I am offended when people assume things about me.

I am offended when people stereotype me.

I am offended when people mistake a post on Facebook that has actually nothing to do with them and begin yelling at me because they felt offended.

I am offended when people can't sit down and have a civil discussion.

I am offending when people argue just to argue for arguments sake.

I am offended when people can't use proper English or grammar skills.

I am offended by people walking around with their pants around their ass crack. (I don't need to see that)

I am offended by stupidity.

I am offended by people nearly causing accidents on the roadways because they can't put down a f-ing cell phone for their 3 minute trip across town.

I am offended when people think I should like their music, movies, or just about anything because they do.

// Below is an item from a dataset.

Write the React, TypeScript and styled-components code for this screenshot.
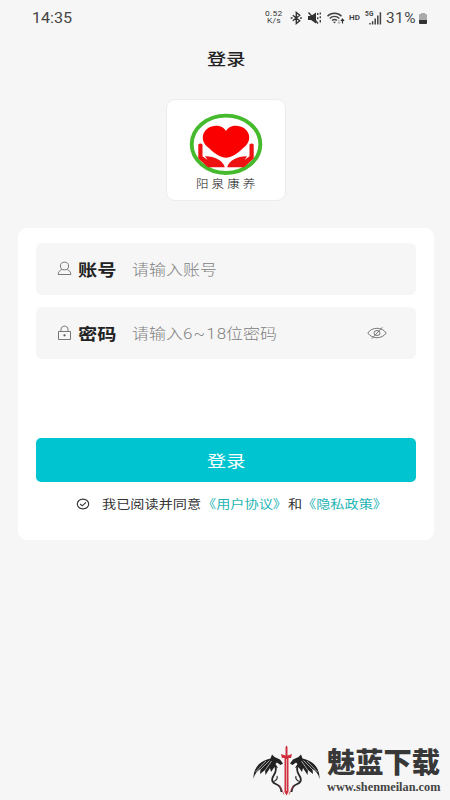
import React from "react";
import styled, { createGlobalStyle } from "styled-components";

const Global = createGlobalStyle`
  * { box-sizing: border-box; }
  body { margin: 0; background: #f6f6f6; font-family: Roboto, "Noto Sans CJK SC", sans-serif; }
`;

const Screen = styled.main`
  width: 450px;
  height: 800px;
  overflow: hidden;
  background: #f6f6f6;
  display: flex;
  flex-direction: column;
`;

/* Wide lettering: the glyphs are stretched horizontally inside a box of the final width. */
const Slot = styled.span<{ $w: number }>`
  display: block;
  flex: none;
  width: ${(p) => p.$w}px;
  white-space: nowrap;
`;
const Glyphs = styled.span<{ $size: number; $sx: number; $color: string; $weight: number; $gap: number; $line: number }>`
  display: block;
  width: max-content;
  transform: scaleX(${(p) => p.$sx});
  transform-origin: left center;
  font-size: ${(p) => p.$size}px;
  line-height: ${(p) => p.$line}px;
  font-weight: ${(p) => p.$weight};
  letter-spacing: ${(p) => p.$gap}px;
  color: ${(p) => p.$color};
`;

type WideProps = { w: number; size: number; sx?: number; color?: string; weight?: number; gap?: number; line?: number; children: React.ReactNode };
const Wide = ({ w, size, sx = 1.18, color = "#333", weight = 400, gap = 0, line = 20, children }: WideProps) => (
  <Slot $w={w}>
    <Glyphs $size={size} $sx={sx} $color={color} $weight={weight} $gap={gap} $line={line}>{children}</Glyphs>
  </Slot>
);

const StatusBar = styled.header`
  height: 36px;
  padding: 0 21px 0 32px;
  display: flex;
  align-items: center;
  justify-content: space-between;
`;
const StatusIcons = styled.div`
  width: 164px;
  height: 36px;
  display: flex;
  align-items: center;
  svg { flex: none; }
`;
const Speed = styled.div`
  flex: none;
  width: 18px;
  margin-right: 7px;
  display: flex;
  flex-direction: column;
  align-items: center;
`;
const StatusGap = styled.span<{ $w: number }>`
  flex: none;
  width: ${(p) => p.$w}px;
`;
const TitleBar = styled.div`
  height: 63px;
  padding-top: 14px;
  padding-left: 1px;
  display: flex;
  justify-content: center;
`;
const LogoCard = styled.div`
  flex: none;
  align-self: center;
  width: 120px;
  margin-left: 2px;
  height: 102px;
  border: 1px solid #ececec;
  border-radius: 9px;
  background: #fff;
  display: flex;
  flex-direction: column;
  align-items: center;
  padding-top: 13px;
  svg { flex: none; }
`;
const LogoName = styled.div`
  display: flex;
  margin-top: -1px;
`;
const Panel = styled.section`
  flex: none;
  margin: 27px 16px 0 18px;
  height: 312px;
  border-radius: 9px;
  background: #fff;
  padding: 15px 18px;
`;
const Field = styled.label`
  height: 52px;
  margin-bottom: 12px;
  border-radius: 6px;
  background: #f6f6f6;
  padding: 3px 29px 0 21px;
  display: flex;
  align-items: center;
`;
const FieldIcon = styled.svg`
  flex: none;
  width: 15px;
  height: 16px;
  margin: -3px 6px 0 0;
`;
const Eye = styled.svg`
  width: 20px;
  height: 14px;
  margin: -4px 0 0 auto;
`;
const Submit = styled.button`
  display: flex;
  width: 100%;
  height: 44.5px;
  margin-top: 78.5px;
  padding: 4px 0 0;
  border: 0;
  border-radius: 5px;
  background: #00c4cf;
  align-items: center;
  justify-content: center;
  font-family: inherit;
  text-align: left;
`;
const Agreement = styled.div`
  display: flex;
  align-items: center;
  margin-top: 13px;
  padding-left: 40px;
`;
const Check = styled.svg`
  flex: none;
  width: 14px;
  height: 12px;
  margin: -2px 12px 0 0;
`;
const Watermark = styled.footer`
  display: flex;
  margin-top: auto;
  padding-left: 250px;
  height: 60px;
`;
const Brand = styled.div`
  margin-left: 5px;
  padding-top: 14px;
`;
const BrandUrl = styled.div`
  margin-top: 3px;
  font-family: "Liberation Serif", serif;
`;

const Bars = () => (
  <svg width="17" height="16" viewBox="0 0 17 16">
    <text x="0" y="6" fontSize="6.5" fontWeight="700" fill="#444" fontFamily="Roboto" textLength="8.5">5G</text>
    <path d="M5 13v1.6M7.6 11.2v3.4M10.2 8.6v6M12.8 5.6v9M15.4 2.2v12.4" stroke="#444" strokeWidth="1.5" />
  </svg>
);

const Dragon = ({ flip = false }: { flip?: boolean }) => (
  <g transform={flip ? "translate(73 0) scale(-1 1)" : undefined}>
    <path d="M3.5 39C3 30 8 21 20.5 18.5L22 14.5L24.5 17L30 19.5L33 23.5L30.5 25L27 22.5L25.5 24L28 28L24.5 27L21 32L20 28L15.5 35L15 30L10 34L10.5 29C7 31 4.5 34 3.5 39Z" fill="#222" />
    <path d="M10 30L19.5 20.5M15 30.5L21.5 21M5.5 32L16 21" stroke="#ddd" strokeWidth=".7" fill="none" />
    <path d="M25 26C29 33 20 36 22.5 41.5C25 45.5 31 43.5 31.5 52" stroke="#292929" strokeWidth="1.8" fill="none" />
    <path d="M22.5 41.5C26 41.5 28 38.5 27 36" stroke="#333" strokeWidth="1.2" fill="none" />
    <path d="M29.5 45L34 54.5" stroke="#b8454d" strokeWidth=".8" fill="none" />
  </g>
);

export default function App() {
  return (
    <Screen>
      <Global />
      <StatusBar>
        <Wide w={42} size={14} sx={1.15} color="#444">14:35</Wide>
        <StatusIcons>
          <Speed>
            <Wide w={18} size={7} sx={1.2} gap={0.2} line={7} color="#333">0.52</Wide>
            <Wide w={14} size={7} sx={1.2} gap={0.2} line={7} color="#333">K/s</Wide>
          </Speed>
          <svg width="13" height="14" viewBox="0 0 13 14">
            <path d="M2.8 4.2l6.9 5.5L6.3 12.5v-11l3.4 2.8-6.9 5.5M.7 7h1.8M10 7h1.8" fill="none" stroke="#333" strokeWidth="1.4" />
          </svg>
          <StatusGap $w={5} />
          <svg width="14" height="14" viewBox="0 0 14 14">
            <path d="M0 5h3l5-3.5v11L3 9H0z" fill="#333" />
            <path d="M.5 1.5l9.5 11" stroke="#333" strokeWidth="1.4" />
            <path d="M9.7 2v2M9.7 6.2v2M12.3 1.5v2M12.3 5.2v2M12.3 9v2.5" stroke="#444" strokeWidth="1.4" />
          </svg>
          <StatusGap $w={4} />
          <svg width="19" height="14" viewBox="0 0 19 14">
            <path d="M1.5 5.2C5 1.3 12 1.3 15.5 5.2M3.7 7.4c2.6-2.7 7-2.7 9.6 0M6 9.5c1.5-1.3 3.5-1.3 5 0" fill="none" stroke="#444" strokeWidth="1.4" />
            <path d="M7 10.7h3L8.5 12.4z" fill="#444" />
            <path d="M13 9v3.5M11.8 11.2l1.2 1.3 1.2-1.3" stroke="#aaa" fill="none" />
            <path d="M16.5 12.5V8.2M14.9 9.8l1.6-1.6 1.6 1.6" stroke="#333" strokeWidth="1.2" fill="none" />
          </svg>
          <StatusGap $w={4} />
          <Wide w={12} size={7.3} sx={1.1} color="#444" weight={700}>HD</Wide>
          <StatusGap $w={4} />
          <Bars />
          <StatusGap $w={3.5} />
          <Wide w={32} size={14} sx={1.1} gap={0.4} color="#444">31%</Wide>
          <svg width="10" height="13" viewBox="0 0 10 13">
            <path d="M1 3q0-1 1-1h1V1h4v1h1q1 0 1 1v6H1z" fill="#aaa" />
            <path d="M1 8h8v3q0 1-1 1H2q-1 0-1-1z" fill="#333" />
          </svg>
        </StatusIcons>
      </StatusBar>
      <TitleBar>
        <Wide w={38} size={16.3} color="#222" weight={500}>登录</Wide>
      </TitleBar>

      <LogoCard>
        <svg width="74" height="63" viewBox="0 0 74 63">
          <ellipse cx="37" cy="31.3" rx="34.3" ry="28.7" fill="#fff" stroke="#45ba2d" strokeWidth="3.9" />
          <path d="M37 18C33.5 11.5 24 11.5 18.5 15.5C12 20.5 12.5 28.5 18 33.5C24 38.5 28 43.5 37 44.8C46 43.5 50 38.5 56 33.5C61.5 28.5 62 20.5 55.5 15.5C50 11.5 40.5 11.5 37 18Z" fill="#fa0000" />
          <path d="M9.3 31.5q2-1.8 4.2 0v11.7L18.5 47L16 43.3C25 43 34 47.5 35.8 54.2H19L9.3 45.5z" fill="#ee1111" />
          <path d="M64.7 31.5q-2-1.8-4.2 0v11.7L55.5 47L58 43.3C49 43 40 47.5 38.2 54.2H55L64.7 45.5z" fill="#ee1111" />
        </svg>
        <LogoName><Wide w={60} size={11} sx={1.14} gap={2.7} weight={300} color="#111">阳泉康养</Wide></LogoName>
      </LogoCard>

      <Panel>
        <Field>
          <FieldIcon viewBox="0 0 15 16" fill="none" stroke="#777" strokeWidth="1">
            <ellipse cx="7.5" cy="5" rx="4.1" ry="3.8" />
            <path d="M4.9 8.6C2.5 9.5 1.2 11 1.2 13.5H13.8C13.8 11 12.5 9.5 10.1 8.6" />
          </FieldIcon>
          <Wide w={54} size={16.3} weight={700} color="#222">账号</Wide>
          <Wide w={90} size={14.4} color="#808080" weight={300}>请输入账号</Wide>
        </Field>
        <Field>
          <FieldIcon viewBox="0 0 15 16" fill="none" stroke="#777" strokeWidth="1">
            <path d="M1.5 6.5h12v8h-12zM4 6.3V4.5C4 0 11 0 11 4.5v1.8" />
            <circle cx="7.5" cy="10.3" r="1.1" fill="#555" stroke="none" />
          </FieldIcon>
          <Wide w={54} size={16.3} weight={700} color="#222">密码</Wide>
          <Wide w={51} size={14.4} color="#808080" weight={300}>请输入</Wide>
          <Wide w={43} size={14.4} gap={0.9} color="#808080" weight={300}>6~18</Wide>
          <Wide w={52} size={14.4} color="#808080" weight={300}>位密码</Wide>
          <Eye viewBox="0 0 20 14" fill="none" stroke="#777" strokeWidth="1">
            <path d="M.8 7C5 .7 15 .7 19.2 7C15 13.3 5 13.3 .8 7ZM15.3 1.3L4.8 12.7" />
            <ellipse cx="10" cy="7" rx="3" ry="2.5" />
          </Eye>
        </Field>
        <Submit><Wide w={39} size={16.3} color="#fff">登录</Wide></Submit>
        <Agreement>
          <Check viewBox="0 0 14 12" fill="none" stroke="#333" strokeWidth="1.1">
            <ellipse cx="7" cy="6" rx="5.7" ry="4.9" />
            <path d="M4.2 6l2 1.8L10 4.3" />
          </Check>
          <Wide w={100} size={12}>我已阅读并同意</Wide>
          <Wide w={86} size={12} color="#1fb5b5">《用户协议》</Wide>
          <Wide w={14} size={12}>和</Wide>
          <Wide w={86} size={12} color="#1fb5b5">《隐私政策》</Wide>
        </Agreement>
      </Panel>

      <Watermark>
        <svg width="72" height="60" viewBox="0 0 72 60">
          <Dragon />
          <Dragon flip />
          <path d="M35.5 7l1-1.5 1 1.5v8.5l4.5-1.5-1 4h-2.5v34l-2 3.5-2-3.5V18H32l-1-4 4.5 1.5z" fill="#d02d3e" />
          <path d="M36.5 19v32" stroke="#efb3b8" strokeWidth=".9" />
        </svg>
        <Brand>
          <Wide w={114} size={28} sx={1.01} weight={900} color="#383838">魅蓝下载</Wide>
          <BrandUrl><Wide w={114} size={12} sx={1.025} weight={700} color="#444">www.shenmeilan.com</Wide></BrandUrl>
        </Brand>
      </Watermark>
    </Screen>
  );
}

I am offended by people pushing their own ideals, religion or beliefs upon me.

I am offended by things being offensive.

I am offended by actually giving a damn enough to be offended.

I am offended when people think I should like their music, movies, or just about anything because they do.



Wait....


Ohhh, really I am not offended by any of that shit.

Because in truth I am an adult and I am emotionally stable and do not find the need to be offended by any of it.

I take responsibility for my own self. I am in control of my own beliefs, my own opinions and my own emotions.

If you don't like me or what I have to say, then get the hell off my blog and just don't come back. In truth we will both be better off.

If I offended someone with this post, then instead of looking to what it is that I did to offend you, perhaps you should look into why you feel offended in the first place. Chances are that it really has something to do with your own internal issues and not with anything I truly did.

But I digress as that statement might be offensive to someone.